Suppose that the objects are perfect cubes of side S. We will focus on the left cube which is the hot one, and which is insulated on its left side, x = 0, and is in contact with the cold cube on its right side x = S at constant temperature $T_S$. The transient temperature variation within the cube is described by the transient heat conduction equation:

$$\rho C\frac{\partial T}{\partial t}=k\frac{\partial^2 T}{\partial x^2}$$ If we divide this equation by the absolute temperature T, we obtain: $$\rho C\frac{\partial \ln{T}}{\partial t}=\frac{k}{T}\frac{\partial^2 T}{\partial x^2}=\frac{\partial}{\partial x}\left(\frac{k}{T}\frac{\partial T}{\partial x}\right)+\frac{k}{T^2}\left(\frac{\partial T}{\partial x}\right)^2$$The first term on the right hand side represents the rate of entropy transport per unit volume and the 2nd term, which is positive definite, represents the rate of entropy generation per unit volume at location x.
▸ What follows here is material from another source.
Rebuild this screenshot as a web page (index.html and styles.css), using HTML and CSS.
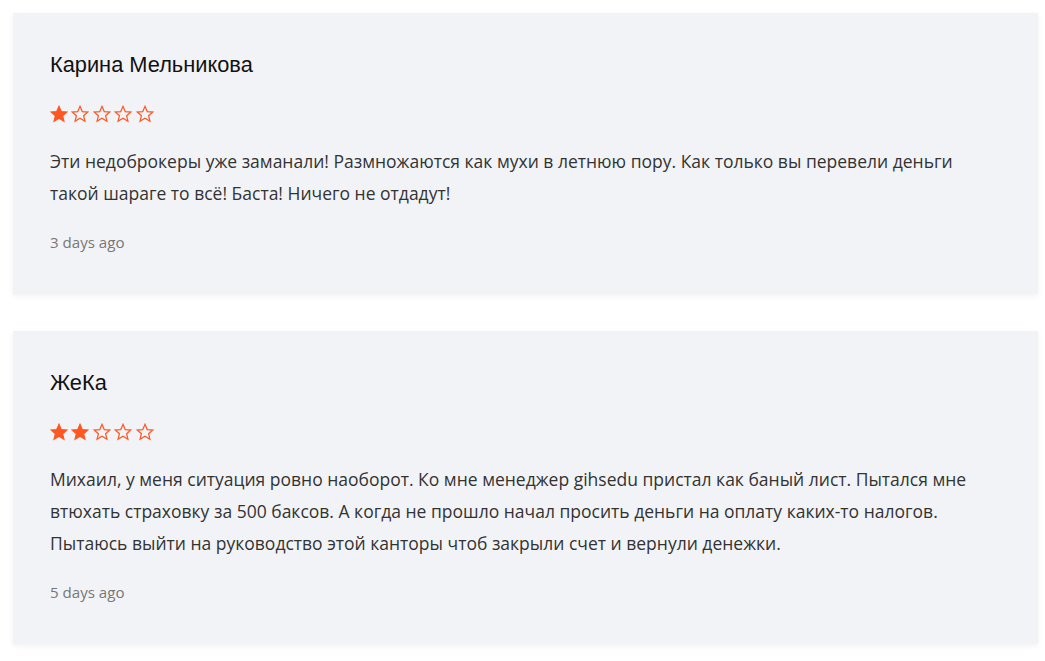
FILE: index.html
```html
<!DOCTYPE html>
<html lang="ru">
<head>
<meta charset="utf-8">
<link rel="stylesheet" href="styles.css">
</head>
<body>
<div class="list">
  <div class="card">
    <div class="name">Карина Мельникова</div>
    <div class="stars">
      <svg class="star full" viewBox="0 0 24 24"><path d="M12 1.8l3 7 7.5.6-5.7 4.9 1.8 7.4L12 17.7l-6.6 4 1.8-7.4L1.5 9.4l7.5-.6z"/></svg>
      <svg class="star" viewBox="0 0 24 24"><path d="M12 1.8l3 7 7.5.6-5.7 4.9 1.8 7.4L12 17.7l-6.6 4 1.8-7.4L1.5 9.4l7.5-.6z"/></svg>
      <svg class="star" viewBox="0 0 24 24"><path d="M12 1.8l3 7 7.5.6-5.7 4.9 1.8 7.4L12 17.7l-6.6 4 1.8-7.4L1.5 9.4l7.5-.6z"/></svg>
      <svg class="star" viewBox="0 0 24 24"><path d="M12 1.8l3 7 7.5.6-5.7 4.9 1.8 7.4L12 17.7l-6.6 4 1.8-7.4L1.5 9.4l7.5-.6z"/></svg>
      <svg class="star" viewBox="0 0 24 24"><path d="M12 1.8l3 7 7.5.6-5.7 4.9 1.8 7.4L12 17.7l-6.6 4 1.8-7.4L1.5 9.4l7.5-.6z"/></svg>
    </div>
    <p class="text">Эти недоброкеры уже заманали! Размножаются как мухи в летнюю пору. Как только вы перевели деньги такой шараге то всё! Баста! Ничего не отдадут!</p>
    <div class="date">3 days ago</div>
  </div>
  <div class="card">
    <div class="name">ЖеКа</div>
    <div class="stars">
      <svg class="star full" viewBox="0 0 24 24"><path d="M12 1.8l3 7 7.5.6-5.7 4.9 1.8 7.4L12 17.7l-6.6 4 1.8-7.4L1.5 9.4l7.5-.6z"/></svg>
      <svg class="star full" viewBox="0 0 24 24"><path d="M12 1.8l3 7 7.5.6-5.7 4.9 1.8 7.4L12 17.7l-6.6 4 1.8-7.4L1.5 9.4l7.5-.6z"/></svg>
      <svg class="star" viewBox="0 0 24 24"><path d="M12 1.8l3 7 7.5.6-5.7 4.9 1.8 7.4L12 17.7l-6.6 4 1.8-7.4L1.5 9.4l7.5-.6z"/></svg>
      <svg class="star" viewBox="0 0 24 24"><path d="M12 1.8l3 7 7.5.6-5.7 4.9 1.8 7.4L12 17.7l-6.6 4 1.8-7.4L1.5 9.4l7.5-.6z"/></svg>
      <svg class="star" viewBox="0 0 24 24"><path d="M12 1.8l3 7 7.5.6-5.7 4.9 1.8 7.4L12 17.7l-6.6 4 1.8-7.4L1.5 9.4l7.5-.6z"/></svg>
    </div>
    <p class="text">Михаил, у меня ситуация ровно наоборот. Ко мне менеджер gihsedu пристал как баный лист. Пытался мне втюхать страховку за 500 баксов. А когда не прошло начал просить деньги на оплату каких-то налогов. Пытаюсь выйти на руководство этой канторы чтоб закрыли счет и вернули денежки.</p>
    <div class="date">5 days ago</div>
  </div>
</div>
</body>
</html>
```

FILE: styles.css
```css
* { box-sizing: border-box; }
html, body { margin: 0; background: #fff; }
body { padding: 13px 7px 13px 13px; }
.list {
  display: flex;
  flex-direction: column;
  gap: 37px;
}
.card {
  width: 1025px;
  background: #f2f3f7;
  box-shadow: 0 2px 6px rgba(0, 0, 0, 0.06);
  padding: 39px 60px 42px 37px;
}
.name {
  font-family: "Liberation Sans", Arial, sans-serif;
  font-size: 21.8px;
  line-height: 26px;
  color: #111;
}
.stars {
  display: flex;
  gap: 3.4px;
  margin-top: 27px;
  height: 18px;
}
.star {
  width: 18px;
  height: 18px;
  display: block;
}
.star path {
  fill: none;
  stroke: #ff5722;
  stroke-width: 1.6;
  stroke-linejoin: miter;
}
.star.full path {
  fill: #ff5722;
}
.text {
  margin: 22px 0 0;
  font-family: "Open Sans", sans-serif;
  font-size: 17.5px;
  line-height: 32px;
  color: #333;
}
.date {
  margin-top: 23px;
  font-family: "Open Sans", sans-serif;
  font-size: 15.1px;
  line-height: 20px;
  color: #777;
}
```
If we integrate this equation over the volume of the cube, we obtain: $$\frac{d[\int_0^S{\rho CS^2 \ln(T/T_{init})dx}]}{ dt}=\left(S^2\frac{k}{T}\frac{\partial T}{\partial x}\right)_{x=S}+\int_0^S{\frac{kS^2}{T^2}\left(\frac{\partial T}{\partial x}\right)^2dx}$$ The left hand side of the equation represents the rate of change of entropy of the cube; note that, by the end of the process, term in brackets is mathematically equal to the entropy change calculated from step 4 of my procedure. The first term on the right hand side represents the rate of entropy transfer from the cold cube to the hot cube at their boundary, and the 2nd term on the right hand side represents the overall rate of entropy generation within the cube. So, at final equilibrium, the change in entropy as calculated from step 4 in my procedure is equal to the total entropy transferred from the cold cube to the hot cube at their boundary (a negative number in this specific instance) plus the total amount of entropy generated within the cube during the equilibration.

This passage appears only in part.